Around the beach, visitors can make use of the picnic shelters for lunch, while the kids can create sandcastles or climb all over the nearby playground. After lunch, make your way out onto the lake for great trout fishing and paddling to the far edges. You can also stretch your legs on the paved trail that envelopes the lake.
5. Lewis and Clark Riverboat
From May to September, a historic paddle wheeler roams the upper reaches of the Missouri River. The Lewis and Clark Riverboat showcases the beautiful countryside and endless prairies that flank the Missouri River. The boat can host up to 150 passengers, creating a comfortable and family-friendly way to experience the landscape and learn more about local history.
All cruises depart from the Port of Bismarck and last between one and two hours. Along the way, your cruise may offer live entertainment and special events. While the bar serves up refreshing beverages as you cruise along the scenic river. For an elevated experience, head out at night for a romantic dining experience with the lights of Bismarck flickering against the water.
4. General Sibley Park
Four miles south of Bismarck, General Sibley Park is an expansive natural space home to a range of recreational opportunities. During the day, visitors can embark on a journey around an 18-hole disc golf course, head out onto the water on a kayak or SUP or simply stroll along the many nature paths. The latter of which is complete with a series of informative plaques that showcase the natural and historical importance of the area.
For those who love to sleep under the stars, General Sibley Park has an extensive campground perfect for pitching your tent. You’ll also find space for RVs and cabins are another option for a less rustic experience. Keep in mind that the campground operates from May to early October.
3. Dakota Zoo
On the banks of the Missouri River, it’s hard to picture the humble beginnings of the Dakota Zoo. It began in 1961 as a family farm run by the Christensen family. After starting with a few local animals, it grew to be a home for over 600 animals that represent 125 species.
You’ll find all your favorites, from mammals and reptiles to birds and fish. One aspect that makes the zoo such a wonderful attraction is the efforts put in to protect the animals. Many of the resident species are endangered, with the Dakota Zoo playing a hearty role in an international preservation effort.

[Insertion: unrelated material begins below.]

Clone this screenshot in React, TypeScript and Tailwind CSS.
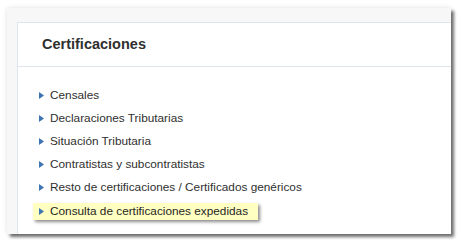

Roam the habitats and see each animal in their element. The zoo also raises funds through its Adopt an Animal program, perfect for protecting your beloved wildlife.
2. North Dakota Heritage Center
If you embark on a journey down the Capitol Arboretum Trail, you’ll eventually cross paths with the North Dakota Heritage Center. It’s here that you can cover the full story of the state from prehistoric times to the rise of the fur trade and deep into the 20th century.
The heritage center comprises all the artifacts, art and history gathered by the State Historical Society of North Dakota, carefully curated for your enjoyment and education. Some of the fascinating collection includes a Native American Hall of Honor, a reconstructed post office and ancient dinosaur bones.
The permanent repository is complemented by a rotation of temporary exhibits, while the Northern Lights Atrium is a breathtaking display in the heart of the center.
1. North Dakota State Capitol
For those who have seen their fair share of state capitols, North Dakota’s iteration will stand out. The striking Art Déco tower doesn’t just dominate the local skyline, it is in fact the tallest building in the entire state.
The state capitol was built in the 1930s and its highest point reaches 242 feet. It’s known as the Skyscraper on the Prairie offering a splendid viewpoint from the 18th floor. Adorned with floor to ceiling windows, you’ll enjoy 360-degree views of the entire city along with the surrounding landscape.
After exploring the building, spend some time relaxing on the Capitol Grounds where you’ll find monuments and memorials along with the beginning of the Arboretum Trail.